Moderating my Craftsy class has been so great! It's more than a class, it's a community. I love how people are sharing pictures of what they are up to, and encouraging each other. I also have the opportunity to answer questions, which I love! A question that comes up often is, "What is your stitch length?" or "What is you stitch regulator set at?" One time, when I replied with my normal answer, "I don't have a stitch regulator" One person asked back...."But, don't you care about your stitch length?". I sat back and thought for a moment...."Nope," I decided, "I don't care"

Let me be clear, I don’t want stitches that are going to fall out or stitches that are so uneven that it’s distracting, but honestly I don’t care if they are all the same length or not.

close up of quilting stitches

I feel that I was kind of fortunate to learn how to machine quilt the way I did, in a bubble. I didn’t know about blogs, or go to any classes. I just learned in my basement at my own pace (which, by the way, takes a lot longer!!). I would spend time quilting, and then go show it my Grandpa. He would, of course, praise everything I did (regardless of how horrendous it looked). I did know enough to know that if you were quilting a show quilt, then you needed it to be “perfect” and since I wasn’t entering shows, I was fine just having fun.

modern quilt

By the time, I discovered blogland and the awesomeness of show quilts, I was confident enough in my “thing” that I (mostly) didn’t try to compare myself to others. My quilting niche, in my opinion, is quilting for fun and enjoying the challenge, but not getting caught up in the “show quilting” mentality.

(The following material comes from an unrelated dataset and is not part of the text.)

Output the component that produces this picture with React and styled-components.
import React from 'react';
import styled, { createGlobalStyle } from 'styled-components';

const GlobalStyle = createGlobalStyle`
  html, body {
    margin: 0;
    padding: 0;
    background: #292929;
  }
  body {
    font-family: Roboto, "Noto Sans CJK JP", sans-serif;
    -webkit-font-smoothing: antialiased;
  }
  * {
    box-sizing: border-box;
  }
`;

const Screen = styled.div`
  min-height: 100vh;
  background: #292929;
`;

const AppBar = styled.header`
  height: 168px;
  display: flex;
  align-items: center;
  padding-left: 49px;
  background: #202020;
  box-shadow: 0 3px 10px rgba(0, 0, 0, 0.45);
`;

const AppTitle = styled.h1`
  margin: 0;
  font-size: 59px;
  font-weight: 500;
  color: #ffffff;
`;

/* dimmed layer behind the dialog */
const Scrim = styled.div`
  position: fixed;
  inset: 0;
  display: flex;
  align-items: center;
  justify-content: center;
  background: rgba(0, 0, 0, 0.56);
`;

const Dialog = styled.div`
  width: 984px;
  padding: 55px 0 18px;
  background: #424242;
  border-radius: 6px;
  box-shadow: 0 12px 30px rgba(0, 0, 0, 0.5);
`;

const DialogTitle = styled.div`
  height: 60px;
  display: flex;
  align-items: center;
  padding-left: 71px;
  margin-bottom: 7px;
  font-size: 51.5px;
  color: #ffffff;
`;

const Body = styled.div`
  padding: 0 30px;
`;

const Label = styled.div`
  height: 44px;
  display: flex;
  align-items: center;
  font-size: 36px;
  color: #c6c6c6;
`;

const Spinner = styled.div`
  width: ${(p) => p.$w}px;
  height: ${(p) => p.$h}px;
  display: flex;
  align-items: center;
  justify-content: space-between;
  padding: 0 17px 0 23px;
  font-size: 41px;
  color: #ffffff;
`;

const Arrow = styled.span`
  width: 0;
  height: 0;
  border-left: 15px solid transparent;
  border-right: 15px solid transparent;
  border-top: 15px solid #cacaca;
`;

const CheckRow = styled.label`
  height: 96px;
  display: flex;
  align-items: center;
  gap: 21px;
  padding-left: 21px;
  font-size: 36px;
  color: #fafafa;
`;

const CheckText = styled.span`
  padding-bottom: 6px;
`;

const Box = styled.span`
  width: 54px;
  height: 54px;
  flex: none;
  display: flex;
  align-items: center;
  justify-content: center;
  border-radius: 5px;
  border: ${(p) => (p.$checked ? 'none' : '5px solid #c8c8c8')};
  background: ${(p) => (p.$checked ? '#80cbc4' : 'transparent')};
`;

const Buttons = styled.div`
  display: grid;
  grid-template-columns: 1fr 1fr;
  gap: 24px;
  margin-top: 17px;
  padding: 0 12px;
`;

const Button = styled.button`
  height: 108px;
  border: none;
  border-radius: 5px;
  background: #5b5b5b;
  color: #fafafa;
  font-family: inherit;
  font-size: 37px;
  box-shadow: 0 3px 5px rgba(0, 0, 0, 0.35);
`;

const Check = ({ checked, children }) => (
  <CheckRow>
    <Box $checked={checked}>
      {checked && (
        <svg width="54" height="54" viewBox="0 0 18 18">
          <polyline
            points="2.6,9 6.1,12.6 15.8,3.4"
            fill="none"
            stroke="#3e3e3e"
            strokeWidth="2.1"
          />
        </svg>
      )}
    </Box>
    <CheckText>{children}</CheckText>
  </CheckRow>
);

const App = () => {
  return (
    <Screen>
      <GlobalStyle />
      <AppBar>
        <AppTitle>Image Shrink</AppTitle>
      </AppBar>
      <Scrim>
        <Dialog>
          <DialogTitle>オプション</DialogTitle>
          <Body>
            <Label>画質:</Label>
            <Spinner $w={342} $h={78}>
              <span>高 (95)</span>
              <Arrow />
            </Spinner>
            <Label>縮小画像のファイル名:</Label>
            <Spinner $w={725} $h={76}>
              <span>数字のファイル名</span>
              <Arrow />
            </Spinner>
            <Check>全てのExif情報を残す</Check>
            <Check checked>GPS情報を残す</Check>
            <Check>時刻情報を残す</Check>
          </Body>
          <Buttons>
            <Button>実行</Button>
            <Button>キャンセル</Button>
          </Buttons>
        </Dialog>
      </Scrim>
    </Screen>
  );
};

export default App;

I just want to be clear, I love show quilts. I admire that many, many hours of work and dedication that goes into each and every masterpiece. I am also very glad that people do it, because I enjoy benefiting from being able to witness it.

During the taping of The Quilt Show, I had the opportunity to hang out with Sue McCarty. She is an award-winning show quilter, and her quilts have won 1st place and best of show, multiple times. She had brought along her newest show quilt, and it was spectacular. I mean…..blow-your-mind spectacular. There was so many beautiful, intricate details that you could look at it for days and still not see everything it had to offer.

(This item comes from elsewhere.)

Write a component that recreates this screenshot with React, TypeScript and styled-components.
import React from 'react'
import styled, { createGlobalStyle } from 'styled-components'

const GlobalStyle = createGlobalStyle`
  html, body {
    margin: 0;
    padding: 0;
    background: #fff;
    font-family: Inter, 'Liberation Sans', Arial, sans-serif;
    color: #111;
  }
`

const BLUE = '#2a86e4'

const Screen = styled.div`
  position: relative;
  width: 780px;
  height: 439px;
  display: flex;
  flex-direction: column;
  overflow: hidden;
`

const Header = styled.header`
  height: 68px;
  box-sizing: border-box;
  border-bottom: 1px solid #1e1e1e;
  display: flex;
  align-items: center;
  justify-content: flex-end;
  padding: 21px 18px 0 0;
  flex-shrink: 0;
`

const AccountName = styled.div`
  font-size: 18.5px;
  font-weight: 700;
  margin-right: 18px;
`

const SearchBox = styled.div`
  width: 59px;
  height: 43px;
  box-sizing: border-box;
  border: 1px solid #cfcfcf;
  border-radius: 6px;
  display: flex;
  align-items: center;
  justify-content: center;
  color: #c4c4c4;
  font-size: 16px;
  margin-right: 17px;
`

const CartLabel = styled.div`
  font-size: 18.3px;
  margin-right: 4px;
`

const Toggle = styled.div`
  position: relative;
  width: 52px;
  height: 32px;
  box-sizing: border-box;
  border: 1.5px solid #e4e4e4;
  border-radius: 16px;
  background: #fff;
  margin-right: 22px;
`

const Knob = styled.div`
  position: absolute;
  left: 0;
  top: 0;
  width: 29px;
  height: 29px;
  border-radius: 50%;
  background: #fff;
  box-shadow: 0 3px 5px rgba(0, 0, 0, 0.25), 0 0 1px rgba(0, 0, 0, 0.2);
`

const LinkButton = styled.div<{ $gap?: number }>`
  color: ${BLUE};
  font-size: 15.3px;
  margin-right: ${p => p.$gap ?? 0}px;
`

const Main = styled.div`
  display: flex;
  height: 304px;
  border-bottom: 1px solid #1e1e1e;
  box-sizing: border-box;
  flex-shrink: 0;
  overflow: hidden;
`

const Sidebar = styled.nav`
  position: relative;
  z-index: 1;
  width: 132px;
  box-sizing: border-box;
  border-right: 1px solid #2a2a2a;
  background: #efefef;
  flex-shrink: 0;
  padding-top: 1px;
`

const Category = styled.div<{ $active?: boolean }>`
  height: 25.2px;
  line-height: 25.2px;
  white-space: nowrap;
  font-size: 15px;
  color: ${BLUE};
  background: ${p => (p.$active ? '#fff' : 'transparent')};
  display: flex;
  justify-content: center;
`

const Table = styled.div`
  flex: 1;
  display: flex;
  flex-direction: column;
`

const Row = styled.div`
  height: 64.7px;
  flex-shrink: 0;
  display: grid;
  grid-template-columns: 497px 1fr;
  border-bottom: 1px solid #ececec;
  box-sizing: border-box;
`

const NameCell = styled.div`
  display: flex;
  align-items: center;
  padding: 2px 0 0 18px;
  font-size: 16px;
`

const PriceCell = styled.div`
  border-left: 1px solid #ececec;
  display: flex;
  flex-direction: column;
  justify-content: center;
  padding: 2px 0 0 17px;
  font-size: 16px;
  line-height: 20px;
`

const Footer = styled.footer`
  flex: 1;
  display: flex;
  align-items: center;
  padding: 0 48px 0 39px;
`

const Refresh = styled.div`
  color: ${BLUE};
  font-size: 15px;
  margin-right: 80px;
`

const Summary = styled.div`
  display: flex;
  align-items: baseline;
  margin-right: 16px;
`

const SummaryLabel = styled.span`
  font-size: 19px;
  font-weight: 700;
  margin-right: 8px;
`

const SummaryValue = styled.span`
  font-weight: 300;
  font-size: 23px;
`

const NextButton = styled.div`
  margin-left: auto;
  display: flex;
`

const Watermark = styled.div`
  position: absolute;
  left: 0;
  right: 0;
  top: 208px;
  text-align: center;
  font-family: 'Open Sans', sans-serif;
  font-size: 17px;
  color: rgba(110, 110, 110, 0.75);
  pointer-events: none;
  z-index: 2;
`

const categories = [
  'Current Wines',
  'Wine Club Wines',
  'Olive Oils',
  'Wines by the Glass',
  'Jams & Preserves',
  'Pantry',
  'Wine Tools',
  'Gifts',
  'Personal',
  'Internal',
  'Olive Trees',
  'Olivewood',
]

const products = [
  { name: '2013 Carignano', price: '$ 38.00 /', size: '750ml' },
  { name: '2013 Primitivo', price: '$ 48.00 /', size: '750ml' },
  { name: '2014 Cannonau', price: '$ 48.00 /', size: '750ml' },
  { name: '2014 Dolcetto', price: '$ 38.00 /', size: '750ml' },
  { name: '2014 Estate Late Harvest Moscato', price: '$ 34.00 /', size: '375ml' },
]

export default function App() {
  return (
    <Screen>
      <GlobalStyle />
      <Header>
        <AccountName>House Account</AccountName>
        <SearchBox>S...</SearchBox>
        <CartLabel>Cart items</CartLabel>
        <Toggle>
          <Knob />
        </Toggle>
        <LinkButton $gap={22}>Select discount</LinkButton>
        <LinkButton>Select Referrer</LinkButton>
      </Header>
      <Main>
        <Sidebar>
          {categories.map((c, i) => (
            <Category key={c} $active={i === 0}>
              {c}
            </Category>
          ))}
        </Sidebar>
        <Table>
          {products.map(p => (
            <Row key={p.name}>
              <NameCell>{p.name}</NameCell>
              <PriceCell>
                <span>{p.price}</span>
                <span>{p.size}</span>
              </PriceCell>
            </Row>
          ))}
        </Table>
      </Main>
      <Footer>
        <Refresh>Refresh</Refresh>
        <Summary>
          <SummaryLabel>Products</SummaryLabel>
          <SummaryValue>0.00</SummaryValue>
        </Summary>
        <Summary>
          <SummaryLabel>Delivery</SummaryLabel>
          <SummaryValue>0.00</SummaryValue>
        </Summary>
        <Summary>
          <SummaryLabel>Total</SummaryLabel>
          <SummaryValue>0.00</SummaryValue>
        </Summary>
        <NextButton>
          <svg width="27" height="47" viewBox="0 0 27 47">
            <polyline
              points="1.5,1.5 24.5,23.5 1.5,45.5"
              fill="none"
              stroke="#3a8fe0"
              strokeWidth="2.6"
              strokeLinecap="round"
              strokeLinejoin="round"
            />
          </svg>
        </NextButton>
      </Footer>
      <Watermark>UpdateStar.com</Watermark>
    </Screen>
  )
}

But, here’s the kicker, it took her 850 hours to complete. 850 hours!!!! Amazing! I don’t think that I could spend 80 hours on a quilt…let alone 850 hours. I admire the persistence she has to fulfill such an amazing vision. (I think about a quilt like that in my house, with my kids, and am instantly scared!)

As we were on the set, I stared at that quilt. I looked down at my quilts and quilting, and wished that I didn’t have to go on after her. I even felt it necessary to explain to Alex Anderson that I want to make quilting fun and accessible to everyone. Just in case she was wondering how I had even made it on to the show in the first place. Insecurity is not a lovely feeling…..

Jacquie and I discussed this later, and she reminded me what was most important….don’t you just love friends who know the right things to say?? I still don’t care about stitch length and I still believe that my “quilting thing” is having fun and enjoying the process. That’s not to say that I won’t enter a quilt show ever….I probably will. But I will always remember that it isn’t my thing!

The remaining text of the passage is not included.